Sparrow devotes some effort to distinguish between Flanders red ales (sour ales), Flanders brown ales  (oud bruin) and lambics. In the case of lambics such distinctions are clear but the attempt to distinguish red ales from brown ales looks more challenging.  One cannot just tweak a little with another beer style and get a lambic but the dividing line between the Flanders ales can appear quite arbitrary, although one could mention that the the presence of Acetobacter sp.  contributes to the more pronounced presence of acetic acid in the reds. But reading his account of the Flanders sour ales, it seems that these beers are more vulnerable to disappear than lambics. This is ironic because modern examples of such beers are produced in ways that would be considered taking lazy shortcuts by traditional lambic standards. This raises the question of how the production of a traditional Flanders sour ale be distinguished from a traditional lambic, a topic that is discussed at various points in the book.

The history of wild brews is covered in some detail, including a brief discussion of the American Wild Ale style. Sparrow expands on the history of lambic brewing given in Guinard. As the author states, “lambic can lay claim to being the oldest existing beer style in the world”, its first written documentation going back to around 1320. The most infamous lambic variant must be faro, “the beer which is drunk twice”, a characterization that dates from the time that waste-polluted Senne River water was used to brew this sweet lambic. Discussing the practice of blending and diluting lambics, the author notes that some hint  “that the founder of the Belle-Vue lambic brewery-pub in Brussels was not well respected and produced his lambic with help from beer discarded from other breweries and  returned from cafes.”

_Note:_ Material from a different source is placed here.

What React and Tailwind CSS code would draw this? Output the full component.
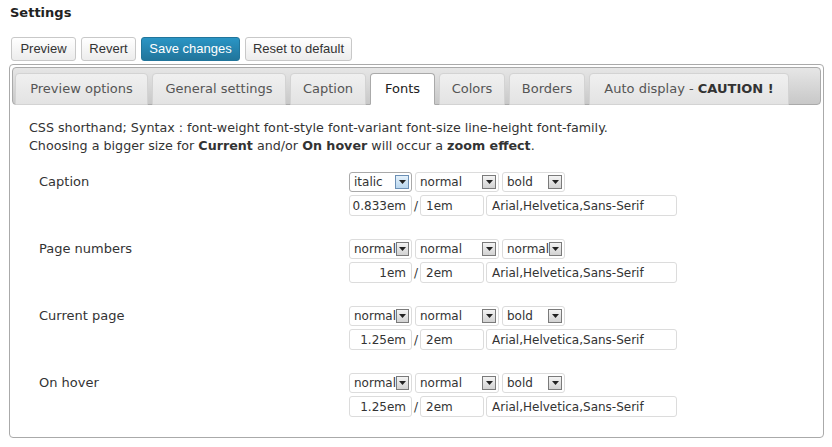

Although most lambics that are consumed today are gueuze and fruit lambics, one hundred years ago 90% to 95% of lambics were sold straight. Lambic brewers Cantillon and De Cam have bottled unblended aged lambic, but it is not likely that this style will catch on beyond locals, a small group of lambic connoisseurs and perhaps some adventurous wine drinkers any time soon. Sparrow mentions that traditional lambic brewers consider  the differences between lambic and wine and between Gueuze and Champagne very small. Quite remarkably, the author also mentions that in Eastern Brabant the traditional white (wit) beers were produced by spontaneous fermentation as well. Fruit and herbs were often used in the production to balance the sourness of the beer. The addition of herbs has remained a staple of Belgian white beers such as Hoegaarden but the tradition of spontaneous fermentation has been abandoned.

The third chapter about drinking wild beer has lot of information (including a number of maps) about most of the major existing producers of traditional lambics and wild ales and  makes the book quite useful as a reference. There are also interesting tidbits of information about the evolution of some brewers, which often means the transition from a traditional product to something with more mass appeal (such as the reduction of aged beer in Rodenbach Classic to make it sweeter). This chapter really shines in its description of the traditional lambic brewers; their formation, history and brewing approach. Sparrow’s description of 3 Fonteinen’s unorthodox “temperature controlled” barrel stores has taken a completely different meaning since the 2009 disaster that cost the brewery most of its years product and contributed to DeBelder’s decision to stop brewing and return to blending. The United States is also discussed and includes some interesting information on smaller experiments with wild ales around the country. Also featured, of course, is Russian River, the California brewery that has done a lot to promote sour ales in the United States and who can give many Belgium brewers a run for their money.

The technical treatment of lambic brewing covers much of the same ground as Jean-Xavier Guinard’s 1990 book on the topic but adds a lot of interesting details, photos (including microscopy images) and tables.  In the case of Sparrow’s book there is, of course, also the technical treatment of the production of Flanders reds and browns. Most impressive, and somewhat of a neglected topic in Guinard’s book, is the extensive discussion of the characteristics, selection and maintenance of barrels, an element of traditional lambic brewing that requires a lot of expertise, which further adds to the mystique of lambic brewing. In his discussion of barrel choice, the author mentions the ability of some lambic connoisseurs to detect the original use of a “new” barrel in a blend.  Breweries such as Belle-Vue, Cantillon, and Oud Beersel also use chestnut barrels in addition to oak.

The technical and procedural treatment of lambic is completed with a chapter about blending, and that of Gueuze blending in particular. As the author notes: “Gueuze blending is an art. The traditional gueuze blender expresses himself using a liquid media the same way a painter uses paint and canvas.”

Wild Brews is great book for  lovers of traditional lambic.  Highly recommended.